While I didn’t see any monkeys (I think they’re mostly on the path to the summit) I kept a weather eye out for the little bandits. No one wants their stuff snalched. Least of all by thrieving monkeys.
And before you’re all, “It’s insensitive to mock people for making typos in a foreign language,” I will submit to you that if I made a sign in Thai and it contained errors, Thai speakers would be fully within their rights to mock me. I would even say that they were obliged to do so. And I would join them heartily.
Our guide, by the way, offered a long list of things we weren’t supposed to do with the monkeys. “Do not feed them, fight them, eat them, or Thai box them.” Among others. Those are the admonitions that stuck with me, at least, probably because they seemed the most important to remember.
Tiger Cave
Tiger Cave is several distinct features. The first is this antechamber, before you reach Tiger Cave itself. I’m not sure about the vintage of these pieces. I suspect they’re closer to the fifty years of the summit Buddha than the just-unwrapped temple, as the site itself doesn’t have any significant history prior to Big Buddha.
Then there’s Tiger Cave itself. There are conflicting stories about why it’s called Tiger Cave. One has the monk who founded the temple in 1975 entering the caves to meditate only to find tigers roaming about. Which I would find an impediment to meditation, but that’s why I’m not a monk. That and the vows of chastity and poverty. Please comment below: Top ten reasons Mark isn’t a monk.

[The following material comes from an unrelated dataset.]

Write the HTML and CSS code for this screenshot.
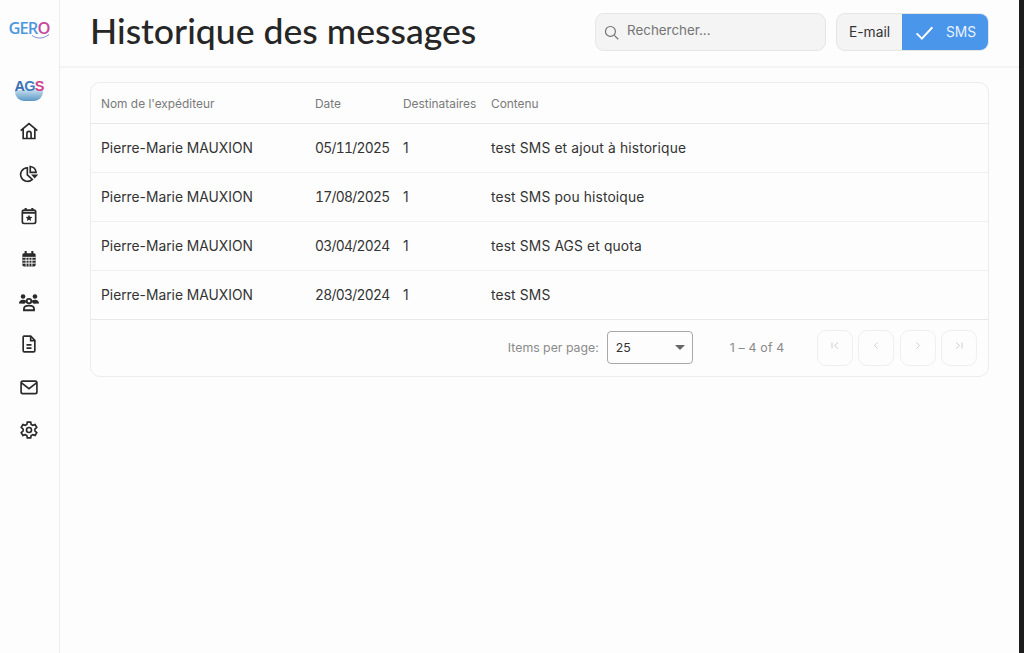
FILE: index.html
```html
<!DOCTYPE html>
<html lang="fr">
<head>
<meta charset="utf-8">
<title>Historique des messages</title>
<link rel="stylesheet" href="styles.css">
</head>
<body>
<div class="app">
  <aside class="sidebar">
    <div class="logo-gero">GER<span class="logo-o">O</span><svg viewBox="0 0 42 6" class="gero-swoosh"><path d="M24 1.500c4 3 11 4 17-1"/></svg></div>
    <div class="logo-ags"><span class="ags-text">A<span class="ags-g">G</span><span class="ags-s">S</span></span><span class="ags-wave"></span></div>
    <nav class="nav">
      <a class="nav-item"><svg viewBox="0 0 24 24" class="ico"><path d="M2 11.500 12 3l10 8.500M5 9.500V21h14V9.500M9.500 21v-6a2.500 2.500 0 0 1 5 0v6"/></svg></a>
      <a class="nav-item"><svg viewBox="0 0 24 24" class="ico"><path d="M10 4.500a8.200 8.200 0 1 0 6 14l-6-5.500z"/><path d="M13.500 3a8 8 0 0 1 7 7h-7z"/><path class="fill" d="M14.500 12.500H23l-4.200 5z"/></svg></a>
      <a class="nav-item"><svg viewBox="0 0 24 24" class="ico"><rect x="4" y="5" width="16" height="16" rx="2"/><path class="thick" d="M4 8h16M8 2.500V6M16 2.500V6"/><path class="fill" d="m12 10.500 1.200 2.500 2.800.3-2 1.900.5 2.800-2.500-1.400-2.500 1.400.5-2.800-2-1.900 2.800-.3z"/></svg></a>
      <a class="nav-item"><svg viewBox="0 0 24 24" class="ico"><rect class="fill" x="4" y="5" width="16" height="16" rx="2"/><path class="fill-line" d="M8 2.500V6M16 2.500V6"/><path class="grid-line" d="M4 10h16M4 13.500h16M4 17h16M8.500 10v11M12 10v11M15.500 10v11"/></svg></a>
      <a class="nav-item"><svg viewBox="0 0 24 24" class="ico ico-wide"><circle class="fill" cx="5.500" cy="6" r="2.500"/><circle class="fill" cx="18.500" cy="6" r="2.500"/><path class="fill" d="M1 13.500c0-2.500 2-4 4.500-4s3.500 1 4 2l-2.500 2.500zM23 13.500c0-2.500-2-4-4.500-4s-3.500 1-4 2l2.500 2.500z"/><circle cx="12" cy="11" r="2.500"/><path d="M6.500 21v-1.500c0-2.500 2.500-3.500 5.500-3.500s5.500 1 5.500 3.500V21z"/></svg></a>
      <a class="nav-item"><svg viewBox="0 0 24 24" class="ico"><path d="M6 2.500h8l5 5V20a1.500 1.500 0 0 1-1.500 1.500h-11A1.500 1.500 0 0 1 5 20V4a1.500 1.500 0 0 1 1-1.500z"/><path d="M9 13h6M9 17h6M14 3v5h5"/></svg></a>
      <a class="nav-item"><svg viewBox="0 0 24 24" class="ico"><rect x="2.500" y="5" width="19" height="15" rx="2"/><path d="m3 7 9 7 9-7"/></svg></a>
      <a class="nav-item"><svg viewBox="0 0 24 24" class="ico"><circle cx="12" cy="12" r="3"/><path d="M10 2.500h4l.6 2.900 1.900 1 2.800-.9 2 3.400-2.200 2v2.200l2.200 2-2 3.400-2.800-.9-1.900 1-.6 2.900h-4l-.6-2.900-1.900-1-2.800.9-2-3.400 2.200-2v-2.200l-2.200-2 2-3.400 2.800.9 1.900-1z"/></svg></a>
    </nav>
  </aside>
  <main class="main">
    <header class="header">
      <h1 class="title">Historique des messages</h1>
      <div class="tools">
        <label class="search">
          <svg viewBox="0 0 24 24" class="search-ico"><circle cx="10.500" cy="10.500" r="7"/><path d="m16 16 5.500 5.500"/></svg>
          <span class="search-text">Rechercher...</span>
        </label>
        <div class="toggle">
          <span class="toggle-opt">E-mail</span>
          <span class="toggle-opt toggle-on"><svg viewBox="0 0 24 24" class="check"><path d="m3 13 6 6L21 6"/></svg>SMS</span>
        </div>
      </div>
    </header>
    <section class="content">
      <div class="card">
        <table class="table">
          <colgroup><col class="c1"><col class="c2"><col class="c3"><col></colgroup>
          <thead>
            <tr><th>Nom de l'expéditeur</th><th>Date</th><th>Destinataires</th><th>Contenu</th></tr>
          </thead>
          <tbody>
            <tr><td>Pierre-Marie MAUXION</td><td class="num">05/11/2025</td><td>1</td><td class="msg">test SMS et ajout à historique</td></tr>
            <tr><td>Pierre-Marie MAUXION</td><td class="num">17/08/2025</td><td>1</td><td class="msg">test SMS pou histoique</td></tr>
            <tr><td>Pierre-Marie MAUXION</td><td class="num">03/04/2024</td><td>1</td><td class="msg">test SMS AGS et quota</td></tr>
            <tr><td>Pierre-Marie MAUXION</td><td class="num">28/03/2024</td><td>1</td><td class="msg">test SMS</td></tr>
          </tbody>
        </table>
        <div class="pager">
          <span class="pager-label">Items per page:</span>
          <div class="select"><span>25</span><span class="caret"></span></div>
          <span class="pager-range">1 – 4 of 4</span>
          <div class="pager-btns">
            <button class="pbtn"><svg viewBox="0 0 12 12"><path d="M3 2.500v6M9 2.500l-3.500 3 3.500 3"/></svg></button>
            <button class="pbtn"><svg viewBox="0 0 12 12"><path d="M7.500 2.500l-3 3 3 3"/></svg></button>
            <button class="pbtn"><svg viewBox="0 0 12 12"><path d="M4.500 2.500l3 3-3 3"/></svg></button>
            <button class="pbtn"><svg viewBox="0 0 12 12"><path d="M3 2.500l3.500 3-3.500 3M9 2.500v6"/></svg></button>
          </div>
        </div>
      </div>
    </section>
  </main>
  <div class="edge"></div>
</div>
</body>
</html>
```
FILE: styles.css
```css
* { box-sizing: border-box; }
html, body { margin: 0; height: 100%; }
body { font-family: Inter, "Liberation Sans", sans-serif; background: #fdfdfd; color: #2b2b2b; overflow: hidden; }
.app { display: flex; height: 653px; width: 1024px; }

.sidebar { width: 60px; flex: none; border-right: 1px solid #ececec; display: flex; flex-direction: column; align-items: center; padding-top: 18px; padding-right: 1px; }
.logo-gero { position: relative; font-family: "Open Sans", sans-serif; font-size: 16.500px; font-weight: 600; line-height: 20px; color: #4f97dd; letter-spacing: -0.900px; }
.logo-o { color: #c64b9c; }
.gero-swoosh { position: absolute; left: 0; bottom: -2px; width: 42px; height: 6px; fill: none; stroke: #7f8fd8; stroke-width: 1; }
.logo-ags { margin-top: 41px; width: 28px; height: 22px; position: relative; }
.ags-wave { position: absolute; left: 0; right: 0; bottom: 0; height: 11px; background: linear-gradient(#c4dcec, #5b98c6); border-radius: 0 0 9px 9px; }
.ags-text { position: absolute; left: -2px; right: -2px; top: 0; z-index: 1; text-align: center; font-family: "Liberation Sans", sans-serif; font-weight: 700; font-size: 14.500px; line-height: 14px; letter-spacing: -0.800px; color: #3a6fb0; white-space: nowrap; }
.ags-g { color: #3d7fc0; }
.ags-s { color: #d1408e; }
.nav { margin-top: 20px; display: flex; flex-direction: column; gap: 22.700px; align-items: center; }
.nav-item { display: flex; width: 20px; height: 20px; align-items: center; justify-content: center; }
.ico { width: 20px; height: 20px; fill: none; stroke: #2a2a2a; stroke-width: 2; flex: none; }
.ico-wide { width: 22px; height: 22px; }
.ico .fill { fill: #2a2a2a; stroke: none; }
.ico .thick { stroke-width: 2.500; }
.ico .fill-line { stroke-width: 2.500; }
.ico .grid-line { stroke: #fdfdfd; stroke-width: 1.100; }

.main { flex: 1; min-width: 0; display: flex; flex-direction: column; }
.header { height: 68px; flex: none; border-bottom: 2px solid #f4f4f4; display: flex; align-items: center; justify-content: space-between; padding: 0 30px 4px 30px; }
.title { margin: 0; font-family: Lato, sans-serif; font-weight: 500; font-size: 35.600px; line-height: 42px; color: #262626; }
.tools { display: flex; gap: 10px; margin-top: 1px; }
.search { width: 231px; height: 38px; background: #f4f4f4; border: 1px solid #e6e6e6; border-radius: 9px; display: flex; align-items: center; padding: 0 7px; gap: 7px; }
.search-ico { width: 17px; height: 17px; fill: none; stroke: #6f6f6f; stroke-width: 1.600; margin-top: 2px; }
.search-text { font-size: 13.400px; color: #747474; margin-top: -3px; }
.toggle { display: flex; width: 153px; height: 38px; background: #f4f4f4; border: 1px solid #e6e6e6; border-radius: 9px; overflow: hidden; font-size: 13.800px; }
.toggle-opt { display: flex; align-items: center; justify-content: center; width: 65px; color: #333; }
.toggle-on { flex: 1; background: #4a96eb; color: #e8f2fd; gap: 11px; }
.check { width: 21px; height: 21px; fill: none; stroke: #fff; stroke-width: 2.200; margin-top: 2px; }

.content { flex: 1; padding: 14px 30px 0 30px; }
.card { border: 1px solid #ececec; border-radius: 10px; overflow: hidden; }
.table { width: 100%; border-collapse: collapse; table-layout: fixed; }
.c1 { width: 214px; }
.c2 { width: 88px; }
.c3 { width: 88px; }
th { height: 40px; padding: 2px 0 0 10px; text-align: left; font-size: 11.900px; font-weight: 400; color: #7a7a7a; border-bottom: 1px solid #e8e8e8; white-space: nowrap; }
td { height: 49px; padding: 0 0 0 10px; font-size: 13.800px; color: #333; border-bottom: 1px solid #f0f0f0; white-space: nowrap; }
td.num { font-variant-numeric: tabular-nums; letter-spacing: -0.700px; }
td.msg { letter-spacing: 0.140px; }
tbody tr:last-child td { border-bottom: 1px solid #e8e8e8; }
.pager { height: 56px; display: flex; align-items: center; justify-content: flex-end; padding: 0 11px 0 0; font-size: 12.300px; color: #8a8a8a; }
.pager-label { margin-right: 8px; }
.select { width: 86px; height: 33px; border: 1px solid #a8a8a8; border-radius: 4px; display: flex; align-items: center; justify-content: space-between; padding: 0 7px 0 8px; color: #333; }
.caret { width: 0; height: 0; border-left: 5px solid transparent; border-right: 5px solid transparent; border-top: 5px solid #666; }
.pager-range { margin: 0 32px 0 37px; letter-spacing: 0.200px; }
.pager-btns { display: flex; gap: 5.500px; }
.pbtn { width: 36px; height: 36px; padding: 0; background: transparent; border: 1px solid #efefef; border-radius: 9px; display: flex; align-items: center; justify-content: center; }
.pbtn svg { width: 12px; height: 12px; fill: none; stroke: #cfcfcf; stroke-width: 1; margin-top: -4px; }

.edge { width: 5px; flex: none; background: #1c1c1c; }
```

Another explanation is that there are tiger paw prints on the cave walls. Another is that tigers roamed those caves long before a monk found them in the 70s. However it got it’s name, Tiger Cave presents as the world’s weirdest gift shop.

The cave system is all throughout the mountain that holds the Buddha, but only parts of it are accessible. Getting to the backside of the caves requires walking around the base of the mountain and taking some steps. Quite a few less than 1,260. 137 steps up, 89 down, 25 up, and 12 down. I counted, because I hadn’t spilled any matches, so there was nothing else to do.
It’s not clear exactly what’s on the other side. This did not clarify matters.

I think it was referring to this?

I sat on a bench and waited for this photo. I think this is the best picture I’ve ever taken. It’s certainly my favorite.

There truly wasn’t much else behind Tiger Cave. Caves and Buddhas. Go figure.
137 steps down wasn’t so bad.

And that was the end of an epic day. I hiked, I swam, I sight saw, I took several long bus rides, and I did not shit myself! You define victory however you like. I’m taking the W.